Yes, I miss Zhubert too. But so much of the software is produced by complementarians and I simply refuse to use it for that reason. I do miss having a concordance for the LXX. Perhaps Kurk has a suggestion.
Victoria,
Great question for our BLT readers.
Yes, Zack Hubert ran a great site. And now, as Suzanne suspects, I do have a suggestion, actually three other suggestions:
First, Gregory Crane at Tufts University oversees the mammoth Perseus 4.0, and within the digital library there’s Liddell and Scott’s Greek-English Lexicon digitized with links to the NT and to the LXX for individual phrases (all in alpha-beta order on the left hand side Table of Contents). Here’s the entry for παραβολ-ή , ἡ, (i.e., “parable”), with the definitions and links to uses in context by Aristotle, Isocrates, Plato, Polybus, Plutarch, and to the NT and to the LXX and so forth; unfortunately, the LXX links go to the ASV English or the Vulgate Latin. Soon, we hope, the LXX Greek will be added to Perseus. Until then (notice all the hyperlinked info, including the link to the LXX Ezekiel 18:2):
http://www.perseus.tufts.edu/hopper/text?doc=Perseus:text:1999.04.0057:entry=PARABOLH%2F
Second, Paul Ingram has done a fantastic job putting together Kata Pi: http://www.katapi.org.uk/index.html.
Kata Pi includes NT Greek (UBS) and LXX Greek (Rahlfs) (“Old Testament” and “Apocrypha”) and Hebrew (BHS) so much more, and different ways of viewing these, with English translations, in various ways.
The link I give below is for Ezekiel 18, and look at verses 2 & 3. Ingram allows you to read side by side the LXX (Rahlfs), Brenton’s English translation, the RSV English translation of the Hebrew (sometimes of the LXX), and the BHS Hebrew Bible version.

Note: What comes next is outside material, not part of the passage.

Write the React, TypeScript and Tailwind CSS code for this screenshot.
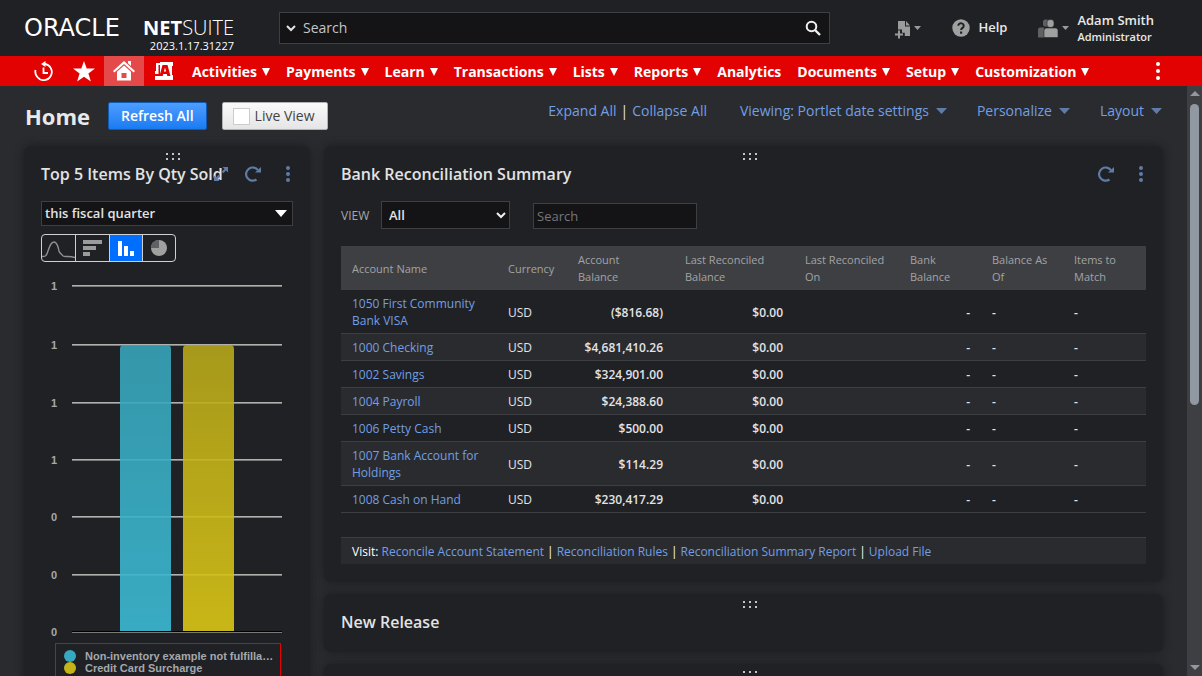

Verse 2 here shows how “parable” appears in the LXX as παραβολὴ, as a translation of the Hebrew wordplay repetition of (מֹשְׁלִ … מָּשָׁל). You can also quickly see how at the start of verse 2, the Greek translators of the Hebrew have liberally added: Υἱὲ ἀνθρώπου, which Brenton Englishes further as “Son of man”:
http://www.katapi.org.uk/master.html?http://www.katapi.org.uk/katapiNSBunix/Lxx/LxxHBByBC.php?GB=26&GC=2
Third, Tom Moore has a website and a wiki he calls Kata Biblon. It helpfully contains the LXX (Rahlfs) and NT (Robinson-Pierpont Byzantine Textform 2005), hyperlinked to various useful places. Individual Greek phrases searched yield an instant concordance across the LXX and the NT. Moore links this concordance, then, to the Perseus Liddell and Scott Lexicon. Here’s his home page http://www.katabiblon.com/ and his practical instruction page: http://lexicon.katabiblon.com/index.php? Here’s what happens when you search for “parable,” or, rather, παραβολή.
http://lexicon.katabiblon.com/?search=%CF%80%CE%B1%CF%81%CE%B1%CE%B2%CE%BF%CE%BB%E1%BD%B4
(He also gives the Westminster Leningrad Codex for the MT Hebrew Bible, but no hyperlinking to dictionaries or to make a concordance on the Hebrew itself, none yet. Here that is: http://en.katabiblon.com/us/index.php?text=MT There’s also a Vulgata Clementina, and there’s the World English Bible and the ASV both available, sometimes viewable alongside the MT Hebrew and/or the LXX Greek.)
The great thing Crane, Ingram, and Moore are doing is making freely available a wide swath of Hebrew, Greek, Latin, and English literature that is both biblical and, in Crane’s case, extra biblical. (I don’t see any particular religious bias or Christian sexist or sectarian limitations – fiscal or dogmatic – in any of these three sites.)
Hope that helps some!
Every tool takes some learning – and knowledge of what not to look for with that tool. One finds work-arounds for limitations in the design. Also the data have to be verified.
In my first test on Tom Moore’s site, I searched for what I thought would be a root search, not a letter search. The word for wound – mem-chet-tsade. It got 3 hits in the psalms, two in Ps 110 and one mem enclitic with chet tsade = arrow (Ps 91). And it missed three other uses of מחץ in ps18 and 68.
BLB has the disadvantage of the Strong numbering and its detailed discernment of separate words that are really homonyms but it also has a brilliant surface design as far as it goes. I suspect its database would not allow some reports I would like to see. But equally there may be reports that I have failed to see and use within it. And its search engine does not include grammatical forms.
For letter searches Mechon Mamre is more comprehensive than anything else I have seen so far.